IN THE NAME OF GOD - AMEN. Honor and the public weal are promoted when leagues
are concluded for the proper establishment of quiet and peace.
Therefore, know all men, that the people of the valley of Uri, the democracy of
the valley of Schwyz, and the community of the Lower Valley of Unterwalden, seeing
the malice of the age, in order that they may better deffend themselves, and their
own, and better preserve them in proper condition, have promised in good faith
to assist each other with aid, with every counsel and every favor, with person
and goods, within the valley and without, with might and main, against one and
all, who may inflict upon any one of them any violence, molestation or injury,
or may plot any evil against their persons or goods. And in every case each community
has promised to succour the other when necessary, at its own expense, as far as
needed in order to withstand the attacks of evil-doers, and to avenge injuries;
to this end they have sworn a solemn oath to keep this without guile, and to renew
by these presents the ancient form of the league, also confirmed by an oath.
Yet in such a manner that every man, according to his rank, shall obey and serve
his overlord as ist behooves him.
We have also vowed, decreed and ordained in common council and by unanimous consent,
that we will accept or receive no judge in the aforesaid valleys, who shall have
obtained his office for any price, or for money in any way whatever, or one who
shall not be a native or a resident with us. But if dissension shall arise between
any of the Eidgenossen (confederates; Eid = oath, Genosse = fellow, comrade),
the most prudent amongst the confederates shall come forth to settle the difficulty
between the parties, as shall seem right to them; and whichever party rejects
their verdict shall be held an adversary by the other confederates.
Furthermore it has been established between them that he who deliberately kills
another without provocation, shall, if caught, lose his life, as his wicked guilt
requires, unless he be able to prove his innocence of said crime; and if perchance
he escape, let him never return. Those who conceal and protect said criminal shall
be banished from the valley, until they be expressly recalled by the confederates.
But if any one of the confederates, by day, or in the silence of the night, shall
maliciously injure another by fire, he shall never again be considered a fellow-countryman.
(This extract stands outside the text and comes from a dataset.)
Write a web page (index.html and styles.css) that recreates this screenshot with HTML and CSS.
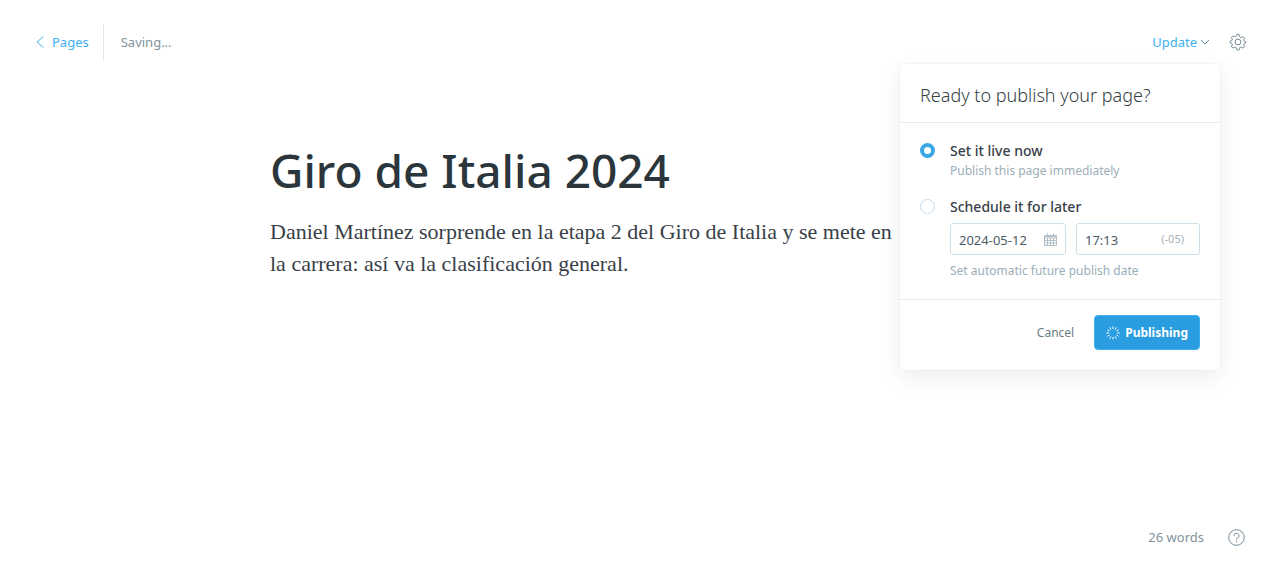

If any man protect and defend the said evil-doer, he shall render satisfaction
to the one who has suffered damage.
Furthermore, if any one of the confederates shall spoil another of his goods,
or injure him in any way, the goods of the guilty one, if recovered within the
valleys, shall be seized in order to pay damages to the injured person, according
Furthermore, no man shall seize another's goods for debt, unless he be evidently
his debtor or surety, and this shall only be done with the special permission
of his judge.
Moreover, every man shall obey his judge, and if necessary, must himself indicate
the judge in the valley, before whom he ought properly to appear. And if any one
rebels against a verdict, and, in consequence of his obstinacy, any one of the
confederates is injured, all the confederates are bound to compel the culprit
to give satisfaction.
But if war or discord arise amongst any of the confederates and one party of the
disputants refuse to accept the verdict of the judge or to give satisfaction,
the confederates are bound to defend the other party.
The above-written statutes, decreed for the common welfare and benefit, shall
endure forever, God willing. In testimony of which, at the request of the aforesaid
parties, the present charter has been drawn up and confirmed with the seals of
the aforesaid three communities and valleys.
So done in the year of the Lord 1291 at the beginning of the month of August.